The Ibero-American Award is presented to the best film from Latin America, Spain or Portugal screened at the festival.
Ibero-American Award: Monos (Colombia), Director Alejandro Landes. Hidden away in a bunker on an Andean mountain top, a small group of teenage guerillas raised to fight in an unnamed conflict descend into madness in this powerful new survivalist drama.
Ibero-American Special Mention: Workforce (Mexico), Director David Zonana.
LOCAL JURY AWARD
The Local Jury Award is presented to the film that promoted understanding and acceptance between people.
Local Jury Award: Adam (Morocco), Director Maryam Touzani. Set in the streets of Casablanca, a random encounter between two women irrevocably changes the course of their lives. The unlikely pair slowly builds a trust that evolves into a deep bond, eventually helping both overcome the hardships of their respective lives.
YOUNG CINEASTES AWARD
For the second year, the Young Cineastes Award jury is comprised of local students who not only have shown talent and aspirations for making films but a sincere passion for watching and learning more about cinema and life at every moment possible. This group of young people spans from Yucca Valley all the way to Coachella and none of them had really met or knew each other before coming together to be a part of this jury. There couldn’t not be a more deserving group of young people to represent the future generation coming from the greater Palm Springs area.
Young Cineastes Award: Corpus Christi (Poland), Director Jan Komasa. In a world where forgiveness doesn’t come easy, God’s peace works in mysterious ways.

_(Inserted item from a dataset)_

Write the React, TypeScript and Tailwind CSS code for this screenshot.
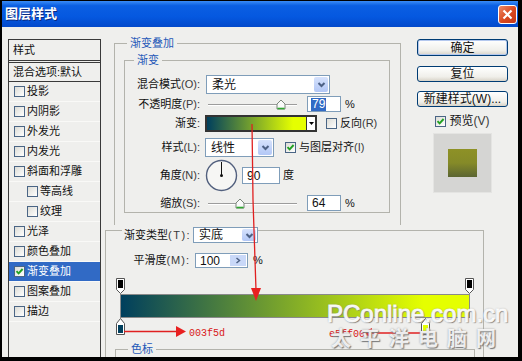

After his spiritual awakening in juvenile prison, a 20-year-old violent offender passes himself off as a priest in a community still reeling from tragedy.
THE GoE BRIDGING THE BORDERS AWARD
At a time when physical, religious, racial, cultural, and economic borders divide the population of our planet, efforts to bridge those borders should be appreciated. In that spirit, Cinema Without Borders presents the GoE Bridging the Borders Award to a film that is most successful in bridging and connecting the people of our world closer together. The winner of the 2020 GoE Bridging the Borders Award presented by Cinema Without Borders and sponsored by GoEnergistics will receive a cash award of $2500.
GoE Bridging the Borders Award: Advocate (Israel/Canada/Switzerland), Director Rachel Leah Jones, Philippe Bellaiche. This intimate and moving documentary spotlights fiercely optimistic and compassionate human rights attorney Lea Tsemel as she continues her lifelong mission of defending the defenseless, despite the torrent of backlash she receives for being an Israeli lawyer seeking justice for Palestinians accused of terrorism.
GoE Bridging the Borders Special Mention: The Australian Dream (Australia), Director Daniel Gordon.